Even Apex PMD includes a rule recommending that code be documented using ApexDoc. Before adopting it blindly, it’s worth understanding why such documentation can be valuable and what purpose it serves.

ApexDoc can be useful because:

• It makes code easier to understand for developers, documentation tools, and AI-assisted systems
• It supports collaboration and improves long-term maintainability
• It provides a structured documentation approach, similar to JavaDoc in Java

Salesforce recommends using ApexDoc, and Apex PMD supports this practice – so there are clearly good reasons to adopt it. However, there are also valid reasons not to rely on. Let’s explore those.

Comments Lie

You’ve probably heard the saying, “Comments lie.” It describes situations where the code has been updated, but the accompanying comment still refers to outdated logic. This can be confusing and misleading. Of course, it’s the developer’s responsibility to keep comments in sync with the code – but in practice, this doesn’t always happen. I’m a strong advocate of simplicity: no comments means nothing to forget to update – and no risk of them becoming misleading.

You don’t need them

Another example from Salesforce documentation:

public class OpportunityService {
    /**
     * Retrieves a list of open opportunities for a given account,
     * accessible from Lightning Web Components. If the set of open opportunities
     * can change during interaction with the component, the author will 
     * need to use {@code refreshApex()}. 
     * @param accountId The ID of the Account to retrieve opportunities for.
     * @return A List of open Opportunity records.

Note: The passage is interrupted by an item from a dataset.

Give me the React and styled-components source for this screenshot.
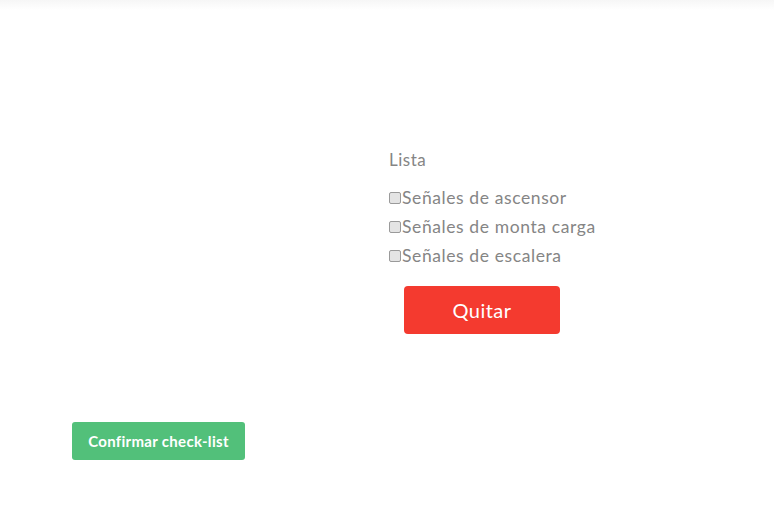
import React from "react";
import styled, { createGlobalStyle } from "styled-components";

const items = ["Señales de ascensor", "Señales de monta carga", "Señales de escalera"];

const App = () => {
    return (
    <>
        <GlobalStyle />
        <TopBar />
        <Page>
            <Columns>
                <div />
                <ListBox>
                    <ListTitle>Lista</ListTitle>
                    {items.map((item) => (
                        <CheckRow key={item}>
                            <CheckBox type="checkbox" />
                            {item}
                        </CheckRow>
                    ))}
                    <RemoveButton>Quitar</RemoveButton>
                </ListBox>
            </Columns>
            <ConfirmButton>Confirmar check-list</ConfirmButton>
        </Page>
    </>
    );
};

const GlobalStyle = createGlobalStyle`
    body {
        margin: 0;
        background: #ffffff;
        font-family: "Lato", "Noto Sans", sans-serif;
    }
`;

const TopBar = styled.div`
    height: 10px;
    background: linear-gradient(#f6f6f6, #ffffff);
`;

const Page = styled.div`
    padding: 0 0 0 72px;
`;

const Columns = styled.div`
    display: grid;
    grid-template-columns: 317px 1fr;
    padding-top: 139px;
`;

const ListBox = styled.div`
    display: flex;
    flex-direction: column;
    align-items: flex-start;
    color: #858585;
`;

const ListTitle = styled.div`
    font-size: 17px;
    line-height: 22px;
    letter-spacing: 0.5px;
    margin-bottom: 12px;
`;

const CheckRow = styled.label`
    display: flex;
    align-items: center;
    font-size: 17.5px;
    letter-spacing: 0.6px;
    line-height: 29px;
    height: 29px;
`;

const CheckBox = styled.input`
    appearance: none;
    width: 12px;
    height: 12px;
    margin: 0 1px 0 0;
    border: 1px solid #9a9a9a;
    border-radius: 2px;
    background: #e4e4e4;
`;

const RemoveButton = styled.button`
    margin: 16px 0 0 15px;
    width: 156px;
    height: 48px;
    border: none;
    border-radius: 4px;
    background: #f43a2f;
    color: #ffffff;
    font-family: "Lato", "Noto Sans", sans-serif;
    font-size: 20px;
    letter-spacing: 0.5px;
`;

const ConfirmButton = styled.button`
    margin-top: 88px;
    width: 173px;
    height: 38px;
    border: none;
    border-radius: 3px;
    background: #52c07a;
    color: #ffffff;
    font-family: "Lato", "Noto Sans", sans-serif;
    font-size: 15px;
    font-weight: 700;
    letter-spacing: 0.3px;
`;

export default App;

Returns an empty list if no
     * open opportunities are found or if accountId is invalid.
     * @see OpportunitySelector
     */
    @AuraEnabled(cacheable=true)
    public static List<Opportunity> getOpenOpportunities(Id accountId) {
        List<Opportunity> result = new List<Opportunity>();

        result = new OpportunitySelector().byAccountId(accountId)...toList();

        return result;
    }
}

Oh, Isn’t It Obvious?

Let’s break it down:

• "Retrieves a list of open opportunities for a given account" – isn’t that obvious?
• "Accessible from Lightning Web Components" – we already see @AuraEnabled
• @param accountId The ID of the Account to retrieve opportunities for – also obvious
• @return A List of open Opportunity records… – again, visible from the method

Does this comment tell us anything we couldn’t learn directly from the code?

In practice, you still need to read the implementation – because, as mentioned earlier, comments can become outdated.

So now, instead of just reading the code, you:

1. Read the comment
2. Read the code
3. Compare the two

That’s extra cognitive effort – for no real gain. Why make it more complicated than it needs to be?

Make the Code Better

If you feel the need to add comments, it often means the code itself doesn’t clearly express its purpose – and you’re trying to compensate with explanations outside the logic.

Instead, focus on improving the code:

• Use descriptive names for variables and methods
• Keep methods small and focused on a single responsibility
• Minimize the number of parameters
• Apply appropriate design patterns

In other words, follow clean code principles that make the implementation easy to understand on its own.

You Know Git, Right?

/**
 * Provides services for geolocation and address conversion.
 * @author Dennis Smith
 * @version 0.3.0
 * @since 0.1.0
 */
global with sharing class GeolocationService {
 //..
}

Have you heard of version control systems? We’ve had them for years – and the most popular one is Git. Git provides powerful features such as version history and change tracking. It also records who made each change. That’s why information like @author, @since, or @version is already captured in Git history. There’s no need to manually maintain version details in code comments when you can simply review the commit history – and even revert changes if needed.
If you’re not using Git, you absolutely should. It’s one of the most fundamental tools in modern software engineering.

JavaDoc

Based on the JavaDoc standard, ApexDoc provides specifications, such as specialized tags and guidelines, that are tailored to Apex and the Salesforce ecosystem.
~ Salesforce

Salesforce highlights that ApexDoc is inspired by JavaDoc, a widely adopted documentation standard in the Java ecosystem. However, there are two important differences.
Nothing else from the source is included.